Going out of the Porta Romana, I walked for some distance along the city wall, and then, turning to the left, toiled up the hill of Bellosguardo, through narrow zigzag lanes between high walls of stone or plastered brick, where the sun had the fairest chance to frizzle me. There were scattered villas and houses, here and there concentrating into a little bit of a street, paved with flag-stones from side to side, as in the city, and shadowed quite across its narrowness by the height of the houses. Mostly, however, the way was inhospitably sunny, and shut out by the high wall from every glimpse of a view, except in one spot, where Florence spread itself before my eyes, with every tower, dome, and spire which it contains. A little way farther on my own gray tower rose before me, the most welcome object that I had seen in the course of the day.

September 10th. — I went into town again yesterday, by way of the Porta San Frediano, and observed that this gate (like the other gates of Florence, as far as I have observed) is a tall, square structure of stone or brick, or both, rising high above the adjacent wall, and having a range of open loggie in the upper story. The arch externally is about half the height of the structure. Inside, towards the town, it rises nearly to the roof. On each side of the arch there is much room for offices, apartments, storehouses, or whatever else. On the outside of the gate, along the base, are those iron rings and sockets for torches, which are said to be the distinguishing symbol of illustrious houses. As contrasted with the vista of the narrow, swarming street through the arch from without, the view from the inside might be presented with a glimpse of the free blue sky.

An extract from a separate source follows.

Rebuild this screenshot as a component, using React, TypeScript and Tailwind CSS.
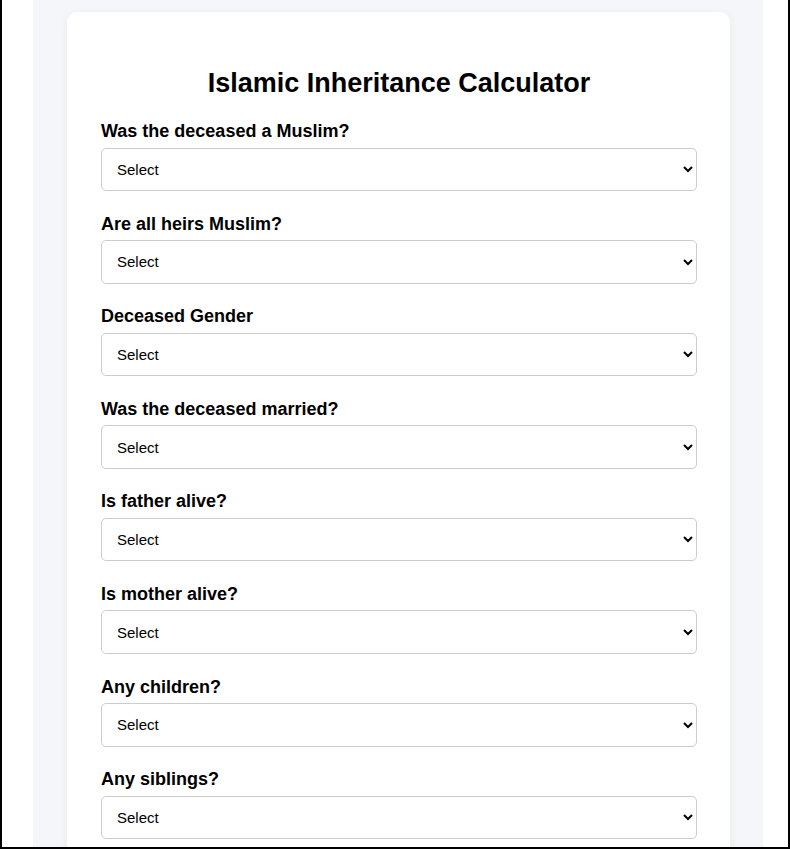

I strolled a little about Florence, and went into two or three churches; into that of the Annunziata for one. I have already described this church, with its general magnificence, and it was more magnificent than ever to-day, being hung with scarlet silk and gold-embroidery. A great many people were at their devotions, thronging principally around the Virgin's shrine. I was struck now with the many bas-reliefs and busts in the costume of their respective ages, and seemingly with great accuracy of portraiture, in the passage leading from the front of the church into the cloisters. The marble was not at all abashed nor degraded by being made to assume the guise of the mediaeval furred robe, or the close-fitting tunic with elaborate ruff, or the breastplate and gorget, or the flowing wig, or whatever the actual costume might be; and one is sensible of a rectitude and reality in the affair, and respects the dead people for not putting themselves into an eternal masquerade. The dress of the present day will look equally respectable in one or two hundred years.